Mendonca Filho makes expert use of flashback—sometimes in just a wisp of a moment or a sensory memory—to show us where Clara’s steeliness comes from. And in a prelude to her present-day story, set in 1980, we see the woman whose fierce spirit clearly courses through her: Tia Lucia (Thaia Perez), an independent beauty who’s surrounded by family and friends as she celebrates her 70th birthday.
The director also creates a vivid sense of place in just a few rooms of Clara’s condo and the streets surrounding her building; a large poster for Stanley Kubrick’s “Barry Lyndon” hangs in the dining room, and carefully chosen songs by Queen and a variety of musical influences punctuate key moments. His camera repeatedly lingers over an antique dresser, passed down from Tia Lucia to Clara, which has many juicy stories to tell.
But he also tantalizingly reveals how characters and other crucial details of Clara’s life have developed between the 1980 segment and today. Talks with the friendly, local lifeguard (Irandhir Santos) and evenings out with her longtime girlfriends provide further peeks into her life and worldview. It may seem confusing at times, but eventually it all unfolds organically. So pay attention.

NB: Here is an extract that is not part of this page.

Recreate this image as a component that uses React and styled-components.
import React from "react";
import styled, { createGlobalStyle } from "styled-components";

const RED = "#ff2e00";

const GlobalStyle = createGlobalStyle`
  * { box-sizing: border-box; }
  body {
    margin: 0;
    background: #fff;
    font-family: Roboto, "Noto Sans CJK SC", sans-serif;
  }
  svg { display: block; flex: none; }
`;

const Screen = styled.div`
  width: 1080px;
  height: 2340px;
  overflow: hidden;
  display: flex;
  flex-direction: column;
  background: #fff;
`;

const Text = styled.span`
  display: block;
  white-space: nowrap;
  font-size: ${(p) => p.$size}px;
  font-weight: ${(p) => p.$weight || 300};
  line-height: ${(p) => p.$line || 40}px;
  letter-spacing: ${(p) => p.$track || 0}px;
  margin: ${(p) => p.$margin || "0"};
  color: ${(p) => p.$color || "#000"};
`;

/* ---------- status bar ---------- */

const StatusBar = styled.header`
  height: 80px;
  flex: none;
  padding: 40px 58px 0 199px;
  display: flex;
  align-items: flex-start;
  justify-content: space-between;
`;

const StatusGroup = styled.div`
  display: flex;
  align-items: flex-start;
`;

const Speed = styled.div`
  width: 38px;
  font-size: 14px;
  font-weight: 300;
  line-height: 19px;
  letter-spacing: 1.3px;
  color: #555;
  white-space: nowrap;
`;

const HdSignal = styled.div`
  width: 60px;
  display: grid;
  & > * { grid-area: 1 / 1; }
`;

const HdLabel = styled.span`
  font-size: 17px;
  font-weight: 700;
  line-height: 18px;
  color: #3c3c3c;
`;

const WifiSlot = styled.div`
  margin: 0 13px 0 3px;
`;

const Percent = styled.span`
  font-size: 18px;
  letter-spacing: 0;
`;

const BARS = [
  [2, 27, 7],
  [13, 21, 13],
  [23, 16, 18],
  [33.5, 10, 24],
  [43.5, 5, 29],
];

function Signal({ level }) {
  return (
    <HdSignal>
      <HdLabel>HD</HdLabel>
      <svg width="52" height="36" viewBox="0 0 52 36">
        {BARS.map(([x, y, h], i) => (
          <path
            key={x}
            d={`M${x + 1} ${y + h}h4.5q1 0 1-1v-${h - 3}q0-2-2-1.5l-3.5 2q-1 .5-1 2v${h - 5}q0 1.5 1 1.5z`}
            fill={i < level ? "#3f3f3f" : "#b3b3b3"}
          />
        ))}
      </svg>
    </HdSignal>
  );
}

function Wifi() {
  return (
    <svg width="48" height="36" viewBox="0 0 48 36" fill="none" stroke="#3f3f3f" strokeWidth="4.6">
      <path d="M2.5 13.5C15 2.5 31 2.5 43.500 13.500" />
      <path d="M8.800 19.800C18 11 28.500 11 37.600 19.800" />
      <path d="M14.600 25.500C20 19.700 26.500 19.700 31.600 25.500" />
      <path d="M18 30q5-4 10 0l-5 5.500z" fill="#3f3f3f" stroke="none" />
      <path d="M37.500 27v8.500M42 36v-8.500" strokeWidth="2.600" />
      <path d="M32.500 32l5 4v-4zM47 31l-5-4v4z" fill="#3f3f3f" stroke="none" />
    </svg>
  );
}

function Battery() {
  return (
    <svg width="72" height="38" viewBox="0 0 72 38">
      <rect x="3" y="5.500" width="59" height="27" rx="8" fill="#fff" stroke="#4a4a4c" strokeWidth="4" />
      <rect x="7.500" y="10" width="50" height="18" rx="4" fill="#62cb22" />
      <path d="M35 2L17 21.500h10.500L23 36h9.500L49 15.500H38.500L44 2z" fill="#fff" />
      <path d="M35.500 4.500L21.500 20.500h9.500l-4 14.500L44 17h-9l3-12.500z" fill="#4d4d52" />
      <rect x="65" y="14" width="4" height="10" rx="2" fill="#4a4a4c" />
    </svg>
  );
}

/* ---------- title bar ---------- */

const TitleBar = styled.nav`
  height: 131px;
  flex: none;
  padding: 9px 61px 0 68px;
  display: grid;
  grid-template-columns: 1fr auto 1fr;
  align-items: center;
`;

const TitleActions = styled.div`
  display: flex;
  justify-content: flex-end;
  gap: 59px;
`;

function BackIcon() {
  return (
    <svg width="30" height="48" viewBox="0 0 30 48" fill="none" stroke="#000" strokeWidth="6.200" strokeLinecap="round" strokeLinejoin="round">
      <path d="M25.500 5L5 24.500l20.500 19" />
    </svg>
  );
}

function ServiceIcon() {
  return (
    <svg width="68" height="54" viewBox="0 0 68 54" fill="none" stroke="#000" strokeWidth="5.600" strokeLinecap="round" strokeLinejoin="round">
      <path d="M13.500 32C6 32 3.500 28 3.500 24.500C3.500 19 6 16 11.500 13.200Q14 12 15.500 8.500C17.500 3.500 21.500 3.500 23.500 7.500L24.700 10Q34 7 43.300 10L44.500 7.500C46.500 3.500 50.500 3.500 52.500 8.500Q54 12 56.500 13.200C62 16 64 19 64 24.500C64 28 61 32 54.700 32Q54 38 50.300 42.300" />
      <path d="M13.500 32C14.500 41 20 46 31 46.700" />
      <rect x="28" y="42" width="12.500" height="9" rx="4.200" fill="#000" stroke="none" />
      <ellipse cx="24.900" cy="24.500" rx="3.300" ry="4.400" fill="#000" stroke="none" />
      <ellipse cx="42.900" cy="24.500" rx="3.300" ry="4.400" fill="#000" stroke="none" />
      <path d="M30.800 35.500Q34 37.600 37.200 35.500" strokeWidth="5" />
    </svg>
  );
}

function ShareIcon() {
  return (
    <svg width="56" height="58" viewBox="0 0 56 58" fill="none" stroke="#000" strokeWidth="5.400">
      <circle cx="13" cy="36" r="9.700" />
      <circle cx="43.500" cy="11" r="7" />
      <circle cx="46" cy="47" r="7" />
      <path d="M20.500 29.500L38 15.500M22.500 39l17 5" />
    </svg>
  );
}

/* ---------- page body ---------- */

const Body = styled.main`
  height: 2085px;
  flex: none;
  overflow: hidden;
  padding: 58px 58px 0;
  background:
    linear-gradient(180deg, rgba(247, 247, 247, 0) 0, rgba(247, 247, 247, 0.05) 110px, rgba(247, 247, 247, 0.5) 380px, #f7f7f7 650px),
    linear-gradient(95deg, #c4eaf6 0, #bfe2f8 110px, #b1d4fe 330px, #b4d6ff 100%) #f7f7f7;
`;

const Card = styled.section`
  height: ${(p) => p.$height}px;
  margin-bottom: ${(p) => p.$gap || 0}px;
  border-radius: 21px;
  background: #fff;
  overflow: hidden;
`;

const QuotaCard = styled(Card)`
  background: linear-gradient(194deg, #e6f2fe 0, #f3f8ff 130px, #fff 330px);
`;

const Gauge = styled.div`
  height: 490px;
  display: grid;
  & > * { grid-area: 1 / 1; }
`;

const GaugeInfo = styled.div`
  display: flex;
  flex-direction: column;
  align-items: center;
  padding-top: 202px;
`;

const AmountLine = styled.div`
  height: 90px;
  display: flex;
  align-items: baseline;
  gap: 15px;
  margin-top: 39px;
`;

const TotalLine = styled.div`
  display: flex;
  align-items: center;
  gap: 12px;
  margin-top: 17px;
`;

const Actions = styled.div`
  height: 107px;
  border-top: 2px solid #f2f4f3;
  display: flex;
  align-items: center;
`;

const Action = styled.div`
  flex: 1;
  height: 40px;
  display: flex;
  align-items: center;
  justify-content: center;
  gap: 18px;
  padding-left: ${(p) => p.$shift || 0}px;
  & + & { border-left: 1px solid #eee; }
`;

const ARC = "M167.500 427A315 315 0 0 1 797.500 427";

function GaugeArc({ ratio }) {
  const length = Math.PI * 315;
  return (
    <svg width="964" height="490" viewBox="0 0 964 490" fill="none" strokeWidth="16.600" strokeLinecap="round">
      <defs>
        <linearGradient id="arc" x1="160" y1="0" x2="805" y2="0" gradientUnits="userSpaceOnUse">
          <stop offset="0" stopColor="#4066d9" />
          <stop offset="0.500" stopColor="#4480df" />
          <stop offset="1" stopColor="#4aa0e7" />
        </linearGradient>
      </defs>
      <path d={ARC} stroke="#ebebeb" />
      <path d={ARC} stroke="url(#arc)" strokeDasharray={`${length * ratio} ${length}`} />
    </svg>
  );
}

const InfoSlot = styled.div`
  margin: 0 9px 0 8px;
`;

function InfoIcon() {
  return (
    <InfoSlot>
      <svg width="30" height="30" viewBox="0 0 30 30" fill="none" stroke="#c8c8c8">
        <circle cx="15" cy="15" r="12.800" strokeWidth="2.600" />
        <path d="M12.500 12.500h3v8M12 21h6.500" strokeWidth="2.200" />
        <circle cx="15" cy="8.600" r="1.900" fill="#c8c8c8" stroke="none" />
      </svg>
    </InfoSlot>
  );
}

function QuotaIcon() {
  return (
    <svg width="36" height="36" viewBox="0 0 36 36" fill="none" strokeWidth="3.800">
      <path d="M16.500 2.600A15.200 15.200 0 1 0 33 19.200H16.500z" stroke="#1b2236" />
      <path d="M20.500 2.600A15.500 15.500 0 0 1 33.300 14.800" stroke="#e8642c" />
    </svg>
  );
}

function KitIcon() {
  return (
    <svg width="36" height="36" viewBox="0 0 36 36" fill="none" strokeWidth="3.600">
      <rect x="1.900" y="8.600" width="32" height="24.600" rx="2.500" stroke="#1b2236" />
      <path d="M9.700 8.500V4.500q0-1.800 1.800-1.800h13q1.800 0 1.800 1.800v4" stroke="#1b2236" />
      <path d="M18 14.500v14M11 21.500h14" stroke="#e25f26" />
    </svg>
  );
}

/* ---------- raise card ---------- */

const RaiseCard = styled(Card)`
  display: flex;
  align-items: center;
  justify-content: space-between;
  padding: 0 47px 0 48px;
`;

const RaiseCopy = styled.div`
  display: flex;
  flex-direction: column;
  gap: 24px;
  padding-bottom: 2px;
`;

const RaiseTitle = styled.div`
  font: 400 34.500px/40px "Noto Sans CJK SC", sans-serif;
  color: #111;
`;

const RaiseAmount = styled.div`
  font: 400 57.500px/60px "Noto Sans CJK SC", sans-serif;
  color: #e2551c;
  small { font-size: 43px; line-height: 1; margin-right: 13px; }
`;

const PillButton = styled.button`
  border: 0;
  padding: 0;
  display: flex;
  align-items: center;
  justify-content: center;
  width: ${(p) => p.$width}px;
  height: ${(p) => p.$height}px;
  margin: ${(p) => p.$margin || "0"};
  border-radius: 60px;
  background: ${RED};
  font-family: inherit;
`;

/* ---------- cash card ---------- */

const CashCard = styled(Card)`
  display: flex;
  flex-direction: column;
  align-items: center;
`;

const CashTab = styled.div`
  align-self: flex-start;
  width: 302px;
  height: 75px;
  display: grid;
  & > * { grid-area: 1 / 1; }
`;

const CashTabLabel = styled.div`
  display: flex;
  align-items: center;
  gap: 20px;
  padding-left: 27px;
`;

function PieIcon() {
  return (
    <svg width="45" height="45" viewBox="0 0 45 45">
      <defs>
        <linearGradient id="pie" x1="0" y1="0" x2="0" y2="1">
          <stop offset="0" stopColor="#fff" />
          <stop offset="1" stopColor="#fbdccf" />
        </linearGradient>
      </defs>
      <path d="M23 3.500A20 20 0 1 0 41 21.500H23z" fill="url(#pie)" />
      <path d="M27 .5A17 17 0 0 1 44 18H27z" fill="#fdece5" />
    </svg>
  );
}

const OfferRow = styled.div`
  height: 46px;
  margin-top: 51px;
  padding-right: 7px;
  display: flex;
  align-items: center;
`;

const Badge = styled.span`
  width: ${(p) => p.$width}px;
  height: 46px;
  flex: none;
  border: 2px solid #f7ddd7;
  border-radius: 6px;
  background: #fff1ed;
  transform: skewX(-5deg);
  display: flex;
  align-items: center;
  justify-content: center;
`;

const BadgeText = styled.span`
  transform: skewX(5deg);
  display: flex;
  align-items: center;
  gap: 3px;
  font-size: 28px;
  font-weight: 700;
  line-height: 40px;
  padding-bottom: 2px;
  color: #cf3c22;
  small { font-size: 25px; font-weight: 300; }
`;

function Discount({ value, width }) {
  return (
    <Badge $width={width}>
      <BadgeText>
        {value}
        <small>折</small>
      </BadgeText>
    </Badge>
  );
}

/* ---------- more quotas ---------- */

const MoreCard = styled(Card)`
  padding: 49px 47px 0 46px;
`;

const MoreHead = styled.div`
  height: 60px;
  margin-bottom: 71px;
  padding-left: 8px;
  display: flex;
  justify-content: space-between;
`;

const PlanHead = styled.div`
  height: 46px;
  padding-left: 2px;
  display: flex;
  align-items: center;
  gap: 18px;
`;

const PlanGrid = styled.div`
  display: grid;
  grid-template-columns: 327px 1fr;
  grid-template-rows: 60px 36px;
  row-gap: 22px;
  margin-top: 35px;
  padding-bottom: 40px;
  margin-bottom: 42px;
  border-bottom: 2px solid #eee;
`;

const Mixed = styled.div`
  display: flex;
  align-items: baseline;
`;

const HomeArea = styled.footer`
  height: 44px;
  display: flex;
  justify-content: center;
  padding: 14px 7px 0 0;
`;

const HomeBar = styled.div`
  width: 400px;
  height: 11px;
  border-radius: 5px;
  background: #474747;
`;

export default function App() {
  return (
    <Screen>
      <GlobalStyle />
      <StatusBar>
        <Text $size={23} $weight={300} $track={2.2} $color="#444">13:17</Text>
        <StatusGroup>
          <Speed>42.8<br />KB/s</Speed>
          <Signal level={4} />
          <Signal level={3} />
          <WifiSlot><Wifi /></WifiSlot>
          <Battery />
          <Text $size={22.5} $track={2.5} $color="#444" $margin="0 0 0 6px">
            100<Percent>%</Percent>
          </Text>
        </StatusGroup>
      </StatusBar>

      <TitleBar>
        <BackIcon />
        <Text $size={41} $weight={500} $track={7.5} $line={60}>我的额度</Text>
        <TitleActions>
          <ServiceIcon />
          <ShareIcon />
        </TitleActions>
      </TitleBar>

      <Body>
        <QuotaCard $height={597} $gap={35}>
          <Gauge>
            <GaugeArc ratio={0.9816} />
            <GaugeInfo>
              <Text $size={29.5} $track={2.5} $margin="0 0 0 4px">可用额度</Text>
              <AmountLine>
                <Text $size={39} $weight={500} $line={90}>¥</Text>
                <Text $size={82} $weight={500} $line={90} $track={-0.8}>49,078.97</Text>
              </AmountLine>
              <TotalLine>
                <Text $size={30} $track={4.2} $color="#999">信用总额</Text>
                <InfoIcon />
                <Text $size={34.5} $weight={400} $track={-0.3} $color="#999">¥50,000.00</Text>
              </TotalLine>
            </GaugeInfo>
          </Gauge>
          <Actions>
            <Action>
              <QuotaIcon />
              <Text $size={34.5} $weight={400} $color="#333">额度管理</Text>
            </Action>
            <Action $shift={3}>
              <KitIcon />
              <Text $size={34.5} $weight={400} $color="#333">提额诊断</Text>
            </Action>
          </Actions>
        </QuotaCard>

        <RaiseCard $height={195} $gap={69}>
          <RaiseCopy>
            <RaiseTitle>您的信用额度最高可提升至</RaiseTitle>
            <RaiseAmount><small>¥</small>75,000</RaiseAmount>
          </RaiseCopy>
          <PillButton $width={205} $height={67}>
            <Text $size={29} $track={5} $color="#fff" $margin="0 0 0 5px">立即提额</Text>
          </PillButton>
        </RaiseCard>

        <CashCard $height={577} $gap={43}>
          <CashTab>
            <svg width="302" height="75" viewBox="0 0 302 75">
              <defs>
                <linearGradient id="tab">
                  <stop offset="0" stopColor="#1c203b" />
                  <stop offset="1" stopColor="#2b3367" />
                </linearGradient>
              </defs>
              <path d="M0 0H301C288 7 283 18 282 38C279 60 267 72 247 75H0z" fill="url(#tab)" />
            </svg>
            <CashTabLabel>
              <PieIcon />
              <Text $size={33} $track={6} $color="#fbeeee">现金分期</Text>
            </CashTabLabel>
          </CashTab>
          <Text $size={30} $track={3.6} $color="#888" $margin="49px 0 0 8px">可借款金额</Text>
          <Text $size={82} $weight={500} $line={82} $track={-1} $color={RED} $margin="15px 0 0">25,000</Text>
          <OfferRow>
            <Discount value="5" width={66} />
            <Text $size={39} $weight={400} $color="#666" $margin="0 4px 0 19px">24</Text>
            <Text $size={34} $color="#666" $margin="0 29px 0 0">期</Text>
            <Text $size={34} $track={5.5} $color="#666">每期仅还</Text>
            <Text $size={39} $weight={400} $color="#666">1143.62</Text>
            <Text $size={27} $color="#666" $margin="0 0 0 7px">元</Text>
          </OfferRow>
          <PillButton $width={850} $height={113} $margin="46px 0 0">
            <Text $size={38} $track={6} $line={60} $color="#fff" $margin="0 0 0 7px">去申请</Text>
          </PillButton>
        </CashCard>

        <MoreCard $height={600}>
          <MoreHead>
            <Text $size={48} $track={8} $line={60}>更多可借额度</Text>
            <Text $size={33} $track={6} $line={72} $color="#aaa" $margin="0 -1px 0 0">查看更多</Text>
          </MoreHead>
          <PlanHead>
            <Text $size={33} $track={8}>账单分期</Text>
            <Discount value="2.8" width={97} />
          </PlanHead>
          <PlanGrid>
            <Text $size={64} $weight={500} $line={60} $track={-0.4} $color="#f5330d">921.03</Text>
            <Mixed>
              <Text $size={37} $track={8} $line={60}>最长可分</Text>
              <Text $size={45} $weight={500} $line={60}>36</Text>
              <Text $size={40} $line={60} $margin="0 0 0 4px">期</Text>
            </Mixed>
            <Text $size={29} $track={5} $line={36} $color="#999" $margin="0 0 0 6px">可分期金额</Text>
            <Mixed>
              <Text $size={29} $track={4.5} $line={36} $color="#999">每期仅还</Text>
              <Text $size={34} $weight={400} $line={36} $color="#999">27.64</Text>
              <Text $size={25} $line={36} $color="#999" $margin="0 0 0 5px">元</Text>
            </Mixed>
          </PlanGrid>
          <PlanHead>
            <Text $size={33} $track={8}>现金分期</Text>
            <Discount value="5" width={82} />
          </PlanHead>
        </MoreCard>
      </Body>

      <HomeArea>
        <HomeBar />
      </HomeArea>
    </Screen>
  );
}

Along those lines, though, “Aquarius” is on the long side at nearly two and a half hours, and it may feel like it drags a bit in the middle, but it’s got so many individual moments of grace that it rewards you for sticking around. And the climactic conclusion may seem too bold compared to the understated, intimate tone Mendonca Filho establishes throughout the rest of the film. But boy, is it satisfying.